Kircher, à Rome où il demeura trente ans, fut l’ami de Bernin qui mourut le même jour que lui. Ces vues de Rome semées dans la plaine auprès de la Tour de Babel étaient censées répondre à la phrase écrite en haut de la Tour : « Faisons une ville et une tour qui s’élèvent jusqu’au ciel ». Que serait-il arrivé si les bâtisseurs avaient atteint leur but ? Kircher, le savant polyglotte, l’envisage. Mais l’auteur de notre livre reprend avec jubilation le jugement d’une commentateur récent pour qui il y avait de la « pataphysique » dans les réflexions de Kircher.

L’architecte et nous aussi sommes des « regardeurs » selon le mot de Duchamp. Et les mots et les images composés par Kircher sont, toujours selon les mots de Duchamp, en « renvoi miroirique ». Les machines de Kircher et celles de Duchamp ont des liens de parenté. Parentes aussi les perspectives – disons dépravées –, la distinction entre « apparence » et « apparition ». Une formule comme « le scribisme illuminatoresque dans la peinture » pourrait être de Kircher. Mais après l’invention des « signes-étalons », « représentant des relations inexprimables par les formes alphabétiques concrètes des langues présentes et à venir », Duchamp conclut à la défaite de l’ambition : « Cet alphabet ne convient qu’à l’écriture de ce tableau très probablement. » La Tour de Babel de Kircher dit la même chose, en images.

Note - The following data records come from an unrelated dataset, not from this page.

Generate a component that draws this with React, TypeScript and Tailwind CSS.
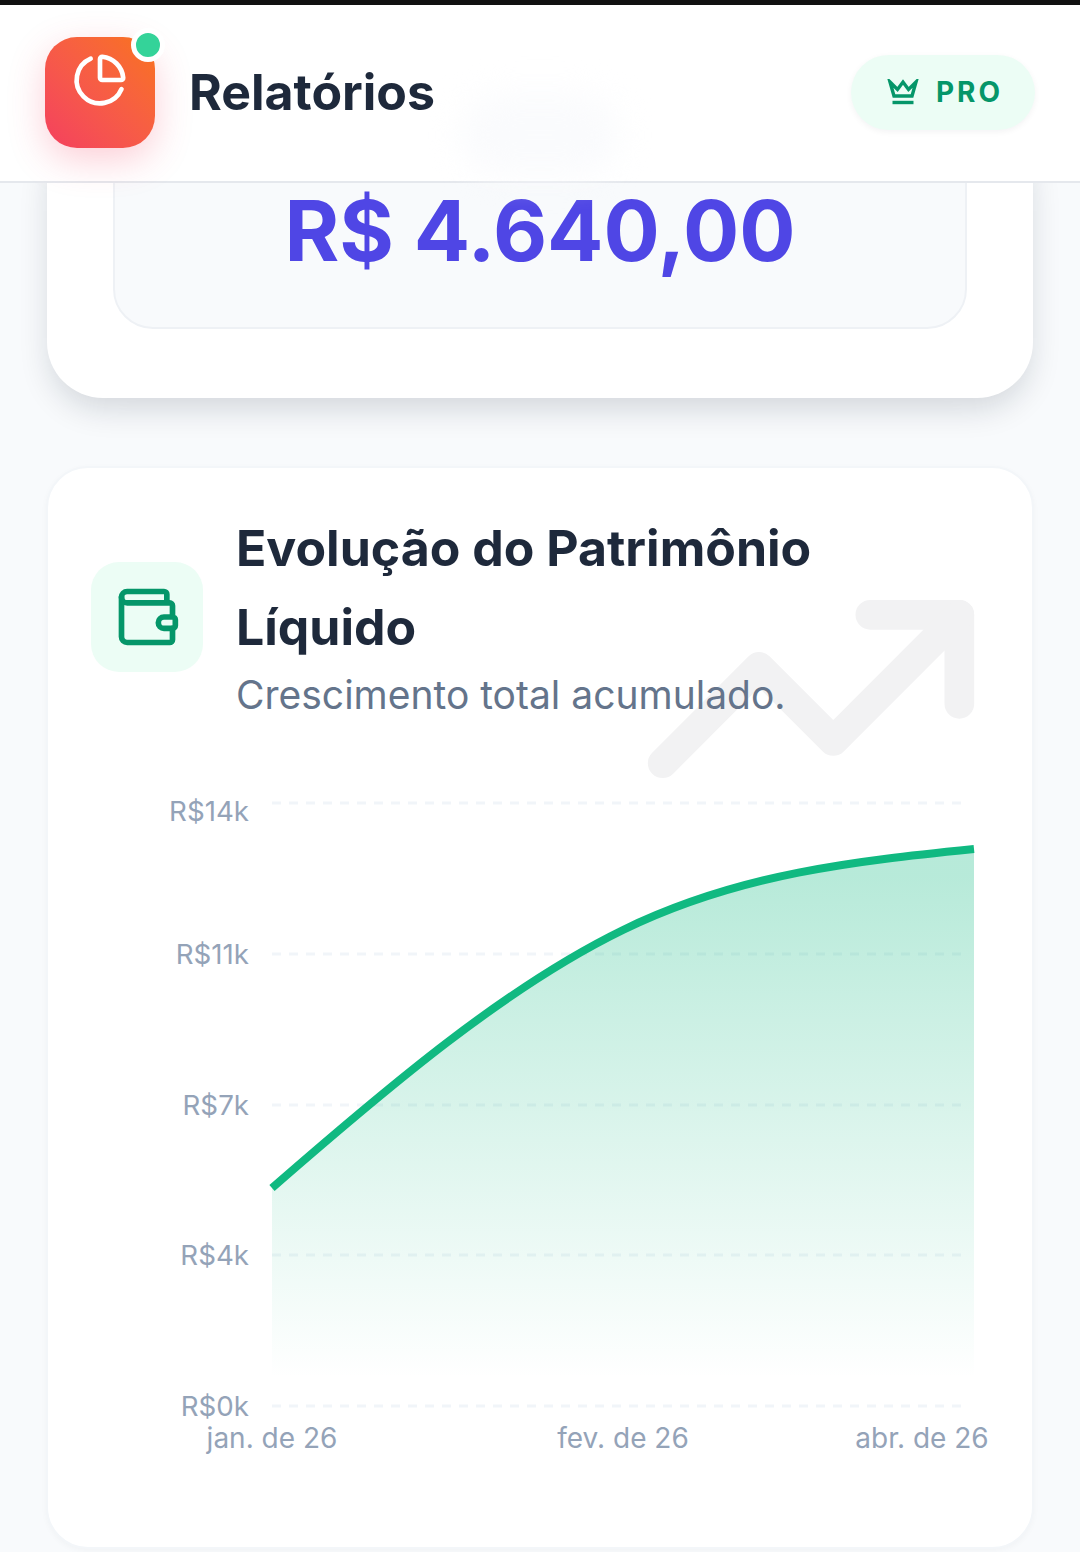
import { PieChart, TrendingUp, Wallet } from "lucide-react";

const yLabels = [
  { label: "R$14k", lineY: 23, textY: 31 },
  { label: "R$11k", lineY: 174, textY: 174 },
  { label: "R$7k", lineY: 325, textY: 325 },
  { label: "R$4k", lineY: 475, textY: 475 },
  { label: "R$0k", lineY: 626, textY: 626 },
];

const xLabels = [
  { label: "jan. de 26", x: 181 },
  { label: "fev. de 26", x: 532 },
  { label: "abr. de 26", x: 831 },
];

const linePath = "M181 408 C298 306 415 207 532 150 C649 93 766 81 883 69";

const CrownIcon = () => (
  <svg viewBox="0 0 32 26" className="h-[26px] w-[32px]" fill="none" stroke="#059669" strokeWidth="3.4">
    <path d="M3 3 L10.5 10.5 L16 3 L21.5 10.5 L29 3 L25 17 H7 Z" />
    <path d="M5.5 23.5 H26.5" />
  </svg>
);

const Chart = () => (
  <svg viewBox="0 0 898 680" className="mt-[58px] block h-[680px] w-[898px]">
    <defs>
      <linearGradient id="patrimonio" x1="0" y1="0" x2="0" y2="1">
        <stop offset="5%" stopColor="#10b981" stopOpacity={0.3} />
        <stop offset="95%" stopColor="#10b981" stopOpacity={0} />
      </linearGradient>
    </defs>
    {yLabels.map((row) => (
      <line
        key={row.label}
        x1="181"
        x2="878"
        y1={row.lineY}
        y2={row.lineY}
        stroke="#f1f5f9"
        strokeWidth="3"
        strokeDasharray="9 8"
      />
    ))}
    <path d={`${linePath} L883 626 L181 626 Z`} fill="url(#patrimonio)" />
    <path d={linePath} fill="none" stroke="#10b981" strokeWidth="8" />
    {yLabels.map((row) => (
      <text
        key={row.label}
        x="158"
        y={row.textY}
        textAnchor="end"
        dominantBaseline="central"
        fill="#94a3b8"
        fontSize="27.7"
      >
        {row.label}
      </text>
    ))}
    {xLabels.map((tick) => (
      <text
        key={tick.label}
        x={tick.x}
        y="658"
        textAnchor="middle"
        dominantBaseline="central"
        fill="#94a3b8"
        fontSize="28"
      >
        {tick.label}
      </text>
    ))}
  </svg>
);

export default function App() {
  return (
    <div className="flex h-[1552px] w-[1080px] flex-col overflow-hidden bg-[#f8fafc] font-['Inter',sans-serif]">
      <div className="h-[5px] shrink-0 bg-[#111111]" />

      {/* Header */}
      <header className="relative z-10 flex h-[178px] shrink-0 items-center justify-between border-b-2 border-[#e5e8ed] bg-white pb-[2px] pl-[45px] pr-[45px]">
        {/* faint glow behind the bar */}
        <div className="absolute left-[460px] top-[90px] h-[80px] w-[160px] rounded-full bg-[#fafbfd] blur-[16px]" />
        <div className="relative flex items-center gap-[34px]">
          <div className="relative flex h-[111px] w-[110px] items-center justify-center rounded-[32px] bg-gradient-to-tr from-[#f43f5e] to-[#f97316] pb-[24px] shadow-[0_12px_36px_rgba(244,63,94,0.25)]">
            <PieChart size={56} color="#ffffff" strokeWidth={2} />
            <span className="absolute right-[-10px] top-[-9px] h-[34px] w-[34px] rounded-full border-[5px] border-white bg-[#34d399]" />
          </div>
          <h1 className="text-[50px] font-bold text-[#1e293b]">Relatórios</h1>
        </div>
        <div className="relative flex h-[75px] w-[184px] items-center justify-center gap-[17px] rounded-full bg-[#ecfdf5] pl-[4px] shadow-[0_2px_6px_rgba(15,23,42,0.05)]">
          <CrownIcon />
          <span className="text-[28px] font-bold tracking-[3px] text-[#059669]">PRO</span>
        </div>
      </header>

      {/* Scrolled content */}
      <main className="flex flex-col gap-[68px] px-[46px]">
        <section className="-mt-[60px] mx-px rounded-[56px] bg-white px-[66px] pb-[69px] shadow-[0_14px_32px_-4px_rgba(15,23,42,0.16)]">
          <div className="flex h-[206px] items-end justify-center rounded-[40px] border-2 border-[#eef1f5] bg-[#f8fafc] pb-[50px]">
            <span className="text-[83.5px] font-bold leading-[92px] text-[#4f46e5]">R$ 4.640,00</span>
          </div>
        </section>

        <section className="relative h-[1083px] overflow-hidden rounded-[42px] border-2 border-[#f3f6f9] bg-white px-[43px] pt-[41px] shadow-[0_2px_6px_rgba(15,23,42,0.03)]">
          <TrendingUp
            size={356}
            strokeWidth={2}
            color="#f2f2f3"
            className="absolute right-[43px] top-[43px]"
          />
          <div className="relative flex items-start gap-[33px]">
            <div className="mt-[53px] flex h-[110px] w-[112px] shrink-0 items-center justify-center rounded-[28px] bg-[#ecfdf5]">
              <Wallet size={68} color="#059669" strokeWidth={2} />
            </div>
            <div className="w-[720px]">
              <h2 className="w-[640px] text-[50px] font-bold leading-[79px] text-[#1e293b]">
                Evolução do Patrimônio Líquido
              </h2>
              <p className="mt-px text-[39px] leading-[54px] text-[#64748b]">Crescimento total acumulado.</p>
            </div>
          </div>
          <Chart />
        </section>
      </main>
    </div>
  );
}
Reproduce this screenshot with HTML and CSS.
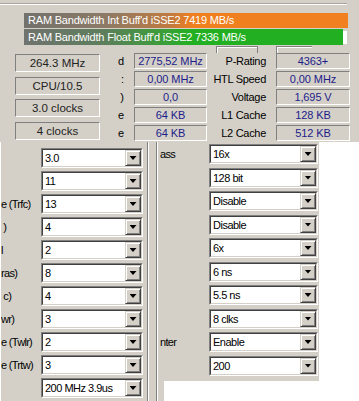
FILE: index.html
```html
<!DOCTYPE html>
<html>
<head>
    <title>Memory Settings</title>
    <link rel="stylesheet" href="styles.css">
</head>
<body>
    <div class="top">
        <div class="groove"></div>
        <div class="bars">
            <div class="bar barInt">RAM Bandwidth Int Buff'd iSSE2 7419 MB/s</div>
            <div class="barRow">
                <div class="bar barFloat">RAM Bandwidth Float Buff'd iSSE2 7336 MB/s</div>
                <div class="barRest"></div>
            </div>
        </div>
        <div class="tabs">
            <div class="tab tabA"></div>
            <div class="tab tabB"></div>
        </div>
        <div class="info">
            <div class="clocks">
                <div class="box">264.3 MHz</div>
                <div class="box">CPU/10.5</div>
                <div class="box">3.0 clocks</div>
                <div class="box">4 clocks</div>
            </div>
            <div class="specs">
                <div class="tail">d</div>
                <div class="box value">2775,52 MHz</div>
                <div class="label">P-Rating</div>
                <div class="box value">4363+</div>

                <div class="tail">:</div>
                <div class="box value">0,00 MHz</div>
                <div class="label">HTL Speed</div>
                <div class="box value">0,00 MHz</div>

                <div class="tail">)</div>
                <div class="box value">0,0</div>
                <div class="label">Voltage</div>
                <div class="box value">1,695 V</div>

                <div class="tail">e</div>
                <div class="box value">64 KB</div>
                <div class="label">L1 Cache</div>
                <div class="box value">128 KB</div>

                <div class="tail">e</div>
                <div class="box value">64 KB</div>
                <div class="label">L2 Cache</div>
                <div class="box value">512 KB</div>
            </div>
        </div>
    </div>

    <div class="bottom">
        <div class="timings">
            <div class="row"><div class="name"></div><div class="combo"><div class="inner"><span class="val">3.0</span><span class="btn"></span></div></div></div>
            <div class="row"><div class="name"></div><div class="combo"><div class="inner"><span class="val">11</span><span class="btn"></span></div></div></div>
            <div class="row"><div class="name">e (Trfc)</div><div class="combo"><div class="inner"><span class="val">13</span><span class="btn"></span></div></div></div>
            <div class="row"><div class="name">&nbsp;)</div><div class="combo"><div class="inner"><span class="val">4</span><span class="btn"></span></div></div></div>
            <div class="row"><div class="name">l</div><div class="combo"><div class="inner"><span class="val">2</span><span class="btn"></span></div></div></div>
            <div class="row"><div class="name">ras)</div><div class="combo"><div class="inner"><span class="val">8</span><span class="btn"></span></div></div></div>
            <div class="row"><div class="name">&nbsp;c)</div><div class="combo"><div class="inner"><span class="val">4</span><span class="btn"></span></div></div></div>
            <div class="row"><div class="name">wr)</div><div class="combo"><div class="inner"><span class="val">3</span><span class="btn"></span></div></div></div>
            <div class="row"><div class="name">e (Twlr)</div><div class="combo"><div class="inner"><span class="val">2</span><span class="btn"></span></div></div></div>
            <div class="row"><div class="name">e (Trtw)</div><div class="combo"><div class="inner"><span class="val">3</span><span class="btn"></span></div></div></div>
            <div class="row"><div class="name"></div><div class="combo"><div class="inner"><span class="val">200 MHz 3.9us</span><span class="btn"></span></div></div></div>
        </div>

        <div class="features">
            <div class="featInner">
                <div class="featRows">
                    <div class="row"><div class="name">ass</div><div class="combo wide"><div class="inner"><span class="val">16x</span><span class="btn"></span></div></div></div>
                    <div class="row"><div class="name"></div><div class="combo wide"><div class="inner"><span class="val">128 bit</span><span class="btn"></span></div></div></div>
                    <div class="row"><div class="name"></div><div class="combo wide"><div class="inner"><span class="val">Disable</span><span class="btn"></span></div></div></div>
                    <div class="row"><div class="name"></div><div class="combo wide"><div class="inner"><span class="val">Disable</span><span class="btn"></span></div></div></div>
                    <div class="row"><div class="name"></div><div class="combo wide"><div class="inner"><span class="val">6x</span><span class="btn"></span></div></div></div>
                    <div class="row"><div class="name"></div><div class="combo wide"><div class="inner"><span class="val">6 ns</span><span class="btn"></span></div></div></div>
                    <div class="row"><div class="name"></div><div class="combo wide"><div class="inner"><span class="val">5.5 ns</span><span class="btn"></span></div></div></div>
                    <div class="row"><div class="name"></div><div class="combo wide"><div class="inner"><span class="val">8 clks</span><span class="btn"></span></div></div></div>
                    <div class="row"><div class="name">nter</div><div class="combo wide"><div class="inner"><span class="val">Enable</span><span class="btn"></span></div></div></div>
                    <div class="row"><div class="name"></div><div class="combo wide"><div class="inner"><span class="val">200</span><span class="btn"></span></div></div></div>
                </div>
                <div class="blank"></div>
            </div>
        </div>

        <div class="void"></div>
    </div>
</body>
</html>
```

FILE: styles.css
```css
body {
    margin: 0;
    width: 359px;
    height: 401px;
    overflow: hidden;
    background-color: #d4d0c8;
    font-family: 'Liberation Sans', Arial, sans-serif;
    font-size: 11px;
    color: #000;
}

/* upper window: benchmark bars + cpu info */
.top {
    height: 142px;
    overflow: hidden;
}
.groove {
    margin-top: 3px;
    width: 347px;
    height: 0;
    border-top: 1px solid #a8a49c;
    border-bottom: 1px solid #fff;
}
.bars {
    margin: 8px 0 0 24px;
    width: 324px;
}
.bar {
    height: 15px;
    line-height: 15px;
    padding-left: 4px;
    color: #fff;
    letter-spacing: -0.2px;
    white-space: nowrap;
    overflow: hidden;
}
.barInt {
    background: linear-gradient(to right, #72716c 0%, #8c7a66 25%, #c07a40 45%, #f07f1e 52%, #f08020 100%);
}
.barRow {
    display: flex;
    margin-top: 1px;
    height: 16px;
}
.barFloat {
    flex: 1;
    height: 16px;
    line-height: 16px;
    background: linear-gradient(to right, #70736e 0%, #5d7e5c 25%, #38a036 45%, #22b022 52%, #22b022 100%);
}
.barRest {
    width: 4px;
    margin: 2px 1px 1px 0;
    background-color: #fff;
}
.tabs {
    position: relative;
    height: 7px;
}
.tab {
    position: absolute;
    top: 1px;
    height: 6px;
    border: 1px solid #808080;
    border-bottom: none;
    box-shadow: inset 1px 1px #fff;
}
.tabA {
    left: 216px;
    width: 40px;
}
.tabB {
    left: 276px;
    width: 35px;
    border-right: none;
}

.info {
    display: flex;
}
.box {
    box-sizing: border-box;
    border: 1px solid;
    border-color: #808080 #fff #fff #808080;
    text-align: center;
    white-space: nowrap;
    overflow: hidden;
}
.clocks {
    margin: 2px 0 0 15px;
    width: 85px;
    display: flex;
    flex-direction: column;
    gap: 4.5px;
}
.clocks .box {
    height: 18px;
    line-height: 16px;
    font-size: 11.5px;
    color: #222;
}
.specs {
    display: grid;
    grid-template-columns: 34px 73px 69px 74px;
    grid-auto-rows: 18px;
    align-items: center;
}
.tail {
    text-align: right;
    padding-right: 10px;
}
.specs .value {
    height: 16px;
    line-height: 14px;
    color: #1c1c8a;
    letter-spacing: -0.1px;
}
.label {
    text-align: right;
    padding-right: 10px;
    letter-spacing: -0.3px;
    white-space: nowrap;
}

/* lower window: timing and feature combos */
.bottom {
    display: flex;
    height: 259px;
}
.timings {
    box-sizing: border-box;
    width: 148px;
    padding-top: 6px;
    border-left: 1px solid #fff;
    border-right: 1px solid #808080;
    display: flex;
    flex-direction: column;
    gap: 3px;
}
.row {
    display: flex;
    height: 20px;
    align-items: center;
    flex-shrink: 0;
}
.name {
    width: 40px;
    overflow: hidden;
    white-space: nowrap;
    letter-spacing: -0.7px;
}
.combo {
    box-sizing: border-box;
    width: 102px;
    height: 20px;
    border: 1px solid;
    border-color: #808080 #fff #fff #808080;
}
.combo.wide {
    width: 109px;
}
.inner {
    display: flex;
    height: 100%;
    box-sizing: border-box;
    border: 1px solid;
    border-color: #404040 #d4d0c8 #d4d0c8 #404040;
    background-color: #fff;
}
.val {
    flex: 1;
    padding-left: 2px;
    line-height: 16px;
    letter-spacing: -0.5px;
    white-space: nowrap;
    overflow: hidden;
}
.btn {
    box-sizing: border-box;
    width: 16px;
    height: 16px;
    border: 1px solid;
    border-color: #d4d0c8 #404040 #404040 #d4d0c8;
    box-shadow: inset 1px 1px #fff, inset -1px -1px #808080;
    background-color: #d4d0c8;
    display: flex;
    align-items: center;
    justify-content: center;
}
.btn::after {
    content: '';
    width: 7px;
    height: 4px;
    background-color: #000;
    clip-path: polygon(0 0, 100% 0, 50% 100%);
}

.features {
    box-sizing: border-box;
    width: 171px;
    padding-left: 7px;
    border-left: 1px solid #fff;
}
.featInner {
    height: 100%;
    display: flex;
    flex-direction: column;
    border-left: 1px solid #808080;
    box-shadow: inset 1px 0 #fff;
}
.featRows {
    box-sizing: border-box;
    height: 239px;
    padding: 2px 0 0 1px;
    display: flex;
    flex-direction: column;
    gap: 3.5px;
}
.featRows .name {
    width: 51px;
    padding-left: 2px;
    box-sizing: border-box;
}
.blank {
    flex: 1;
    margin-left: 7px;
    background-color: #fff;
}
.void {
    flex: 1;
    background-color: #fff;
}
```
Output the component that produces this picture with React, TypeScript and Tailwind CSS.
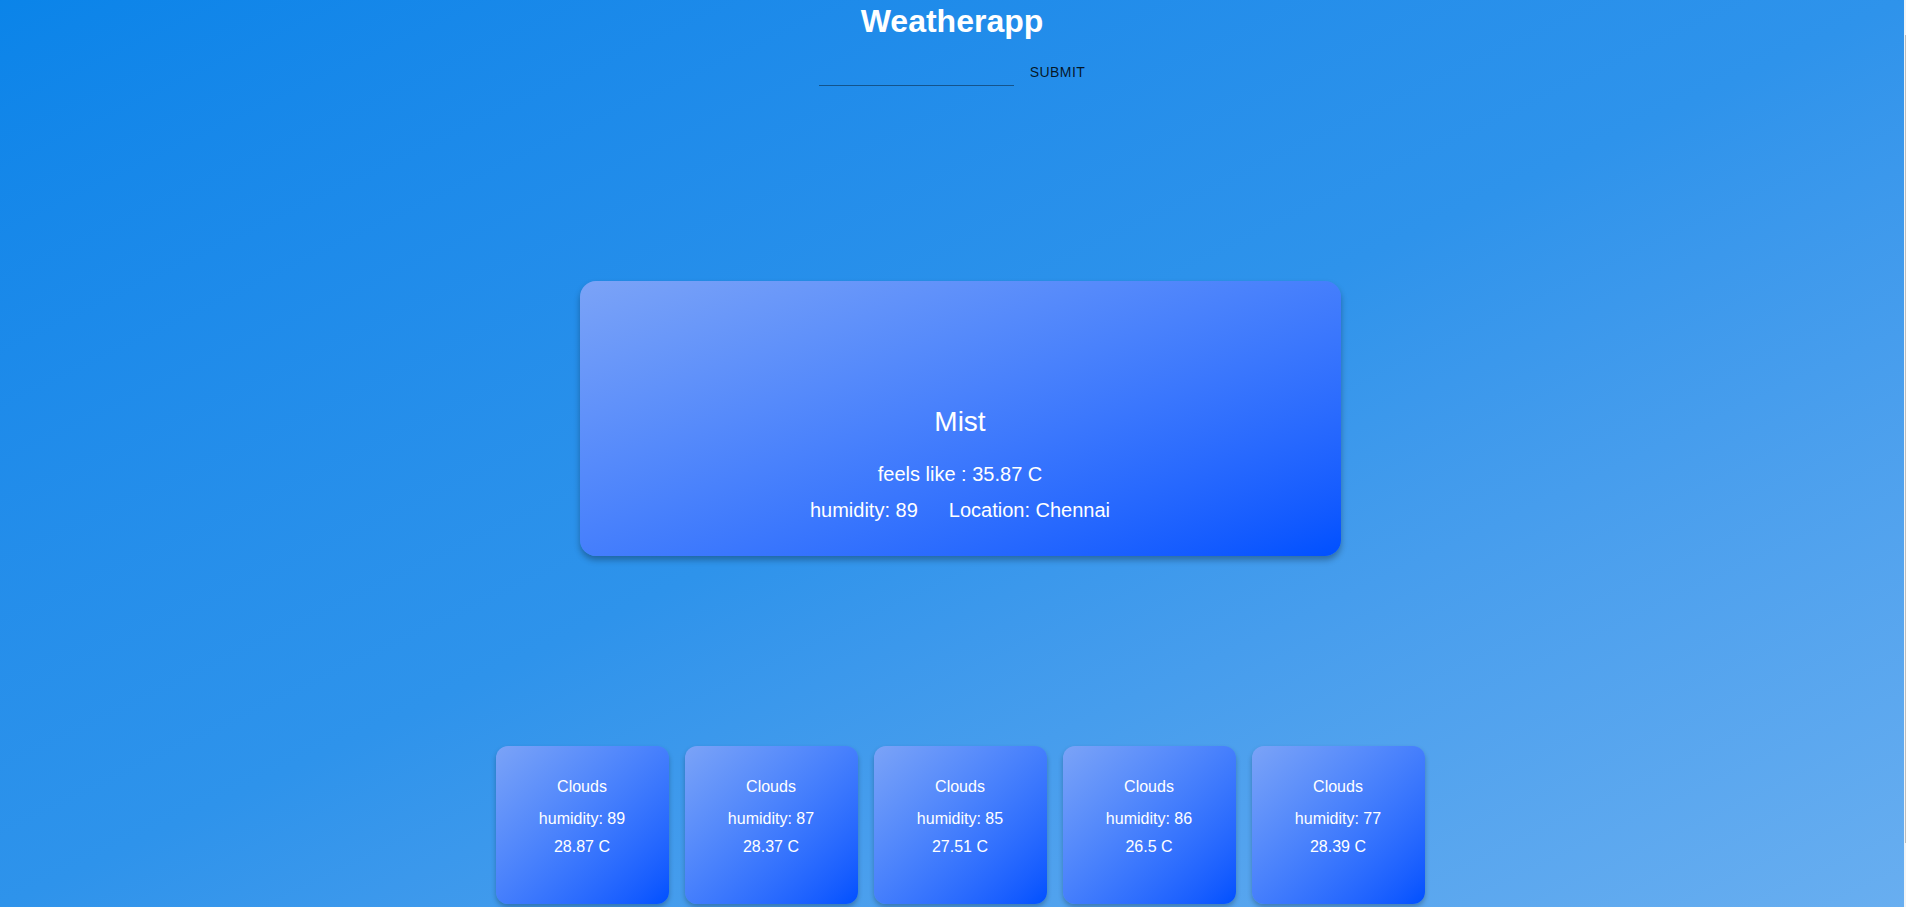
import React, { useState } from "react";

interface Forecast {
  main: string;
  humidity: number;
  temp: string;
}

const forecast: Forecast[] = [
  { main: "Clouds", humidity: 89, temp: "28.87" },
  { main: "Clouds", humidity: 87, temp: "28.37" },
  { main: "Clouds", humidity: 85, temp: "27.51" },
  { main: "Clouds", humidity: 86, temp: "26.5" },
  { main: "Clouds", humidity: 77, temp: "28.39" },
];

function ForecastCard({ item }: { item: Forecast }) {
  return (
    <div className="w-[173px] h-[158px] rounded-[12px] bg-linear-to-br from-[#7ba3f7] to-[#0050ff] shadow-[0_3px_5px_rgba(0,0,0,0.25)] text-white text-[16px] leading-[18px] flex flex-col items-center pt-[32px]">
      <p>{item.main}</p>
      <p className="mt-[14px]">humidity: {item.humidity}</p>
      <p className="mt-[10px]">{item.temp} C</p>
    </div>
  );
}

export default function App() {
  const [city, setCity] = useState<string>("");

  return (
    <div
      className="flex h-[907px] w-full overflow-hidden"
      style={{ fontFamily: '"Liberation Sans", Arial, sans-serif' }}
    >
      <div className="flex-1 bg-linear-to-br from-[#0a84e9] via-[#2e93eb] to-[#68aef0] flex flex-col">
        {/* header */}
        <div className="flex flex-col items-center pt-[3px]">
          <h1 className="text-[32px] font-bold text-white leading-[37px]">
            Weatherapp
          </h1>
          <form
            className="flex items-start mt-[14px] pl-[8px]"
            onSubmit={(e) => e.preventDefault()}
          >
            <input
              className="w-[195px] h-[32px] bg-transparent border-b border-black/40 outline-none text-white"
              value={city}
              onChange={(e) => setCity(e.target.value)}
            />
            <button
              type="submit"
              className="ml-[8px] px-[8px] py-[6px] text-[14px] leading-[24px] tracking-[0.4px] text-black/85 uppercase"
            >
              Submit
            </button>
          </form>
        </div>

        {/* current weather */}
        <div className="pl-[16px] flex justify-center mt-[191px]">
          <div className="w-[761px] h-[275px] rounded-[16px] bg-linear-to-br from-[#7ba3f7] to-[#0050ff] shadow-[0_4px_6px_rgba(0,0,0,0.3)] text-white flex flex-col items-center pt-[125px]">
            <p className="text-[28px] leading-[32px]">Mist</p>
            <p className="text-[20px] leading-[23px] mt-[25px]">
              feels like : 35.87 C
            </p>
            <div className="text-[20px] leading-[23px] mt-[13px] flex gap-[31px]">
              <span>humidity: 89</span>
              <span>Location: Chennai</span>
            </div>
          </div>
        </div>

        {/* forecast */}
        <div className="pl-[16px] flex justify-center gap-[16px] mt-[190px]">
          {forecast.map((f, i) => (
            <ForecastCard key={i} item={f} />
          ))}
        </div>
      </div>
      <div className="w-[2px] bg-[#f4f4f4] flex justify-end pt-[35px]">
        <div className="w-[1px] h-[808px] bg-[#bdbdbd]" />
      </div>
    </div>
  );
}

Son attention la plus constante porte sur les hiéroglyphes. L’Égypte est son lieu d’observation, de réflexion, de composition le plus cher. Une Égypte réelle, ou une Égypte devenue une pièce maîtresse de son langage figuré. Elle est présente dans La Chine illustrée, son grand ouvrage sur la Chine où ses supérieurs de la Compagnie de Jésus l’empêchent de se rendre craignant que leur savant confrère ne soit pour les Chinois un martyr tout désigné. Sa réflexion sur la Chine n’en est pas arrêtée pour autant, puisque « les Chinois anciens descendaient des Égyptiens, desquels provenait leur système d’écriture ». Sur l’Égypte repose le Grand Art de Kircher. Les monuments de tous horizons sont traduits en pyramides, en obélisques par l’auteur d’Œdipus Ægypticus.

Au-delà de l’Égypte, l’œuvre immense du jésuite allemand représente une avancée vers une Polygrapha nova, où le visible et le lisible se joignent et se répondent comme la lumière et l’ombre.